Lavy Conference discusses Polish Jews in the 1930s

By CATHERINE PALMER | December 4, 2014

The Leonard and Helen R. Stulman Program in Jewish Studies hosted the 10th Lavy International Conference on Monday and Tuesday.

This year’s topic was “The Polish Jewish Condition? Polish Jewish Social Thought and the Challenges of the 1930s.”

Kenneth Moss, the director of the Jewish Studies Program and an associate professor of Modern Jewish History, was involved in organizing the event. He selected both of the topics for this year’s conference.

“[The topic] is what I’m working on right now in my own work, so this is one of those very rare and wonderful opportunities to bring world-class, A-list experts on something I’m thinking about [together] to tell me what I’m getting wrong and hopefully also what I’m getting right,” Moss said.

Each year, a different professor organizes the conference.
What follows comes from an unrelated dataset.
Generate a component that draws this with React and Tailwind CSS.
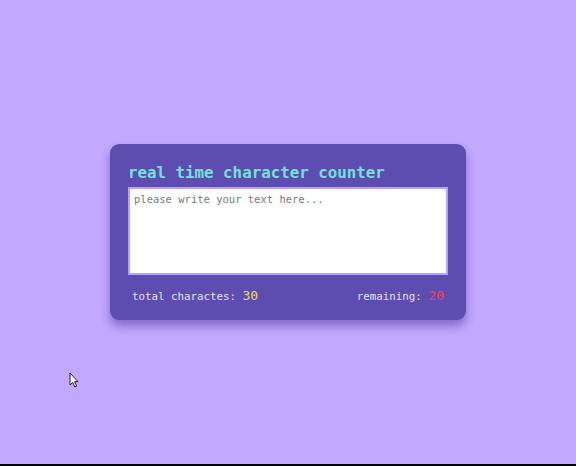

The conference featured 15 speakers from universities and colleges around the world. They spoke about a variety of issues relating to Polish Jewish social thought in the 1930s, including the Jewish Polish identity press, nationalism, political culture, education, suicide and religious and economic issues.

Professor Joshua Karlip of Yeshiva University spoke about Zelig Hirsch Kalamanovich, a Lithuanian Jewish scholar. He was an early director of YIVO, known in English as the Institute for Jewish Research, which preserves, studies and teaches Yiddish, along with the cultural history of Jews in Eastern Europe and Germany.

Kalamanovich tried to establish Yiddish as the language of the Jewish school system. However, he faced fierce resistance from the Jewish people, who wanted their children to be educated in more widely spoken languages, such as Russian. Karlip explained that the anti-Semitism that Kalamanovich was trying to rally against was, in fact, the reason for the Jewish disownment of Yiddish.

“In an environment that dismissed Judaism, Jewish nationalism and Yiddishism as heretical, hatred of Yiddish resulted naturally,” Karlip said.

Karlip read an excerpt from a letter that Kalamanovich wrote to his son about the survival of Yiddish in the aftermath of Hitler’s rise to power and the possibility of the founding of a Jewish state.

“What is the solution... perhaps, to gather and to decide to establish a place for ourselves in which nobody will exist who wants to or can expel us... a place in which we will be able to live as the Lithuanians in Lithuania,” he wrote.

Professor Gertrud Pickhan of Frele Universität Berlin spoke about Victor Alter, another prominent Polish Jewish activist in the 1930s. Alter, a proponent of personal liberty, explored the relationship between the individual and society.

“For [Alter], freedom was inextricably linked with democracy, which he understood not as majority rule but rather as protection of minority rights,” Pickhan said.

The speakers at the conference also discussed the increasingly poor economic and political prospects for Jews in Lithuania and Poland in the 1930s.

“While many Jewish businessmen were continuing to do pretty well right up until [the] 1930s, the trend was downhill,” Professor Samuel Kassow of Trinity College said. “But politically, Lithuanian Jewry was still better off than Polish Jewry in many respects.”

Antony Polonsky, a professor of Holocaust Studies at Brandeis University and the chief historian of the Museum of the History of Polish Jews in Warsaw, spoke at the conference.

“Many of the key figures in the field from the United States, Poland and Israel were present, and the level of the papers, which covered a wide range of topics... [was] extremely high, and I learned a great deal,” Polonsky said.